Ukraine-Krieg: Nukleare Eskalation unwahrscheinlich – und doch wahrscheinlicher

Seite 3: Die Macht des Unglaubens

Der Versuch Moskaus, die Ukraine durch die Drohung mit Atomwaffen zur Aufgabe eines Teils ihres Territoriums zu zwingen, schafft ein weiteres Problem: Nuklearstrategen sind zu dem Schluss gekommen, dass solche Waffen nur zur Abschreckung geeignet sind, also zur Verhinderung feindlicher Pläne, die zu katastrophalen Schäden führen könnten.

Mit anderen Worten: Es ist möglich, etwas NICHT geschehen zu lassen, aber es war noch nie möglich, etwas mit der Androhung einer Atombombeneinsatzes zu erzwingen. Staatschefs fürchten nukleare Vergeltung nur, wenn sie selbst angreifen und sich bewusst sind, dass sie die vitalen Interessen des Feindes gefährden.

Hier stellt sich die Frage: Kann eine ukrainische Gegenoffensive als etwas wahrgenommen werden, das Russland das Recht auf "Eindämmung" gibt? In diesem Fall kommt es nicht auf die russische oder gar ukrainische Einschätzung an, sondern auf die Position der internationalen Gemeinschaft, einschließlich der Staaten, die sich gegenüber dem Konflikt zwischen Russland und der Ukraine "neutral" verhalten.
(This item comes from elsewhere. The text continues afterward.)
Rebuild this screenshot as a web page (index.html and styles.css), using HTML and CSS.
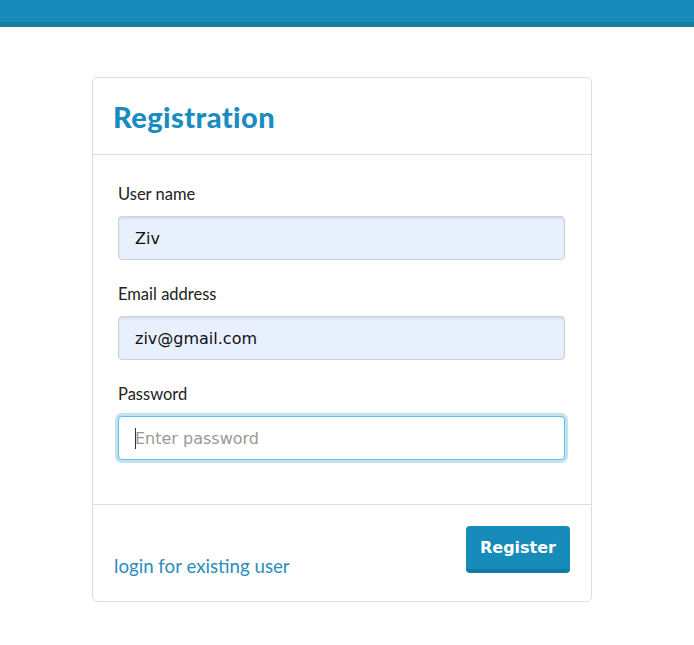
FILE: index.html
```html
<!DOCTYPE html>
<html>
<head>
<meta charset="utf-8">
<link rel="stylesheet" href="styles.css">
</head>
<body>
<div class="topbar"></div>
<div class="card">
  <div class="card-header"><h1>Registration</h1></div>
  <div class="card-body">
    <div class="field">
      <label>User name</label>
      <div class="input filled">Ziv</div>
    </div>
    <div class="field">
      <label>Email address</label>
      <div class="input filled">ziv@gmail.com</div>
    </div>
    <div class="field">
      <label>Password</label>
      <div class="input focused"><span class="caret"></span><span class="placeholder">Enter password</span></div>
    </div>
  </div>
  <div class="card-footer">
    <a class="link" href="#">login for existing user</a>
    <button class="btn">Register</button>
  </div>
</div>
</body>
</html>
```
FILE: styles.css
```css
html, body { margin: 0; padding: 0; background: #fff; }
body { font-family: Lato, "Open Sans", sans-serif; color: #222; }
.topbar { height: 22px; background: #178bba; border-bottom: 5px solid #137fa3; }
.card {
  margin: 50px 0 0 92px;
  width: 498px;
  border: 1px solid #dedede;
  border-radius: 5px;
}
.card-header { height: 76px; border-bottom: 1px solid #dedede; display: flex; align-items: center; padding-left: 21px; }
.card-header h1 { margin: 0; font-size: 29px; font-weight: 900; color: #1a8cbf; letter-spacing: 0.4px; padding-top: 1px; margin-left: -1px; }
.card-body { padding: 26px 26px 24px 25px; }
.field { margin-bottom: 22px; }
.field:last-child { margin-bottom: 20px; }
.field label { display: block; font-size: 16.5px; line-height: 24px; color: #222; margin-top: 1px; margin-bottom: 10px; }
.input {
  box-sizing: border-box;
  height: 44px;
  border: 1px solid #c9d0da;
  border-radius: 4px;
  padding: 0 16px;
  display: flex; align-items: center;
  font-family: "DejaVu Sans", sans-serif;
  font-size: 16px;
  color: #111;
}
.filled { background: #e8f0fe; box-shadow: inset 0 2px 2px rgba(0,0,0,0.08); }
.focused { background: #fff; border: 1px solid #5bc0eb; box-shadow: 0 0 0 3px #c3e2ee; position: relative; }
.placeholder { color: #999; }
.caret { display: inline-block; width: 1px; height: 21px; background: #333; position: absolute; left: 16px; }
.card-footer {
  border-top: 1px solid #dedede;
  padding: 21px 21px 22px 21px;
  display: flex; justify-content: space-between; align-items: flex-end;
}
.link { color: #2a8dbd; text-decoration: none; font-size: 18.7px; line-height: 25px; }
.btn {
  width: 104px; height: 47px;
  background: #178bba;
  border: none;
  border-bottom: 4px solid #137aa2;
  border-radius: 4px;
  color: #fff;
  font-family: "DejaVu Sans", sans-serif;
  font-weight: 700;
  font-size: 16px;
  margin-bottom: 6px;
  padding: 0;
}
```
Niemand in der Welt hat bisher den Anschluss der von russischen Truppen in einem anderthalbjährigen Krieg besetzten Gebiete in Russland anerkannt. Man kann daher davon ausgehen, dass kaum einer der Hauptakteure der Meinung ist, dass Russland mit dem Versuch, diese Gebiete zu halten, sein "legitimes Recht" ausübt, "die Ukraine einzudämmen".

Es ist also keineswegs klar, welches Ereignis in den Augen eines Großteils der Weltgemeinschaft einen legitimen Grund für Russland darstellen könnte, Atomwaffen einzusetzen.

Die russische Führung selbst scheint sich dessen bewusst zu sein. Während des laufenden Krieges hat sie ihre Rhetorik manchmal nach Misserfolgen an der Front verschärft – wie Wladimir Putin am 21. September, kurz nach dem Rückzug der russischen Truppen aus der Region Charkow –, um sie dann wieder zu mäßigen, als sich die Lage für die russischen Streitkräfte nicht wesentlich verbessert hatte. (Derselbe Putin tat genau das einen Monat später auf dem Treffen des Valdai-Clubs, kurz vor der Kapitulation von Cherson).

Die meisten Beobachter glauben nicht einmal, dass die massiven Bombardierungen ukrainischer Städte und Energieinfrastrukturen, die im Oktober 2022 begannen, wirklich eine "Reaktion" auf die Bombardierung der Krim-Brücke waren, wie die russische Propaganda glauben zu machen versuchte, und nicht von vornherein geplant waren, um die ukrainische Luftabwehr auszuschalten.

Und diese Angriffe werden mit konventionellen Waffen geführt. Mit anderen Worten: Es ist schwer vorstellbar, welche Aktionen der Ukraine zu radikalen, nicht im Voraus geplanten Schritten führen könnten.

Schließlich liegt es auf der Hand, dass der Einsatz von Massenvernichtungswaffen auf dem Kriegsschauplatz auch dem Angreifer irreparablen Schaden zufügen kann. Es genügt, an den Zweiten Weltkrieg zu erinnern, in dem die Konfliktparteien aufgrund der Erfahrungen des Ersten Weltkriegs selbst unter den schlimmsten Umständen keine chemischen Waffen einsetzten.

Deshalb wird es Moskau schwerfallen, Kiew und seine Partner davon zu überzeugen, dass seine neuen nuklearen Drohungen realistisch sind. Die Ukraine und die Nato-Staaten haben bis vor kurzem die Position des "Unglaubens" eingenommen und betont, sie sähen einfach keine Anzeichen dafür, dass Russland eine nukleare Eskalation vorbereite.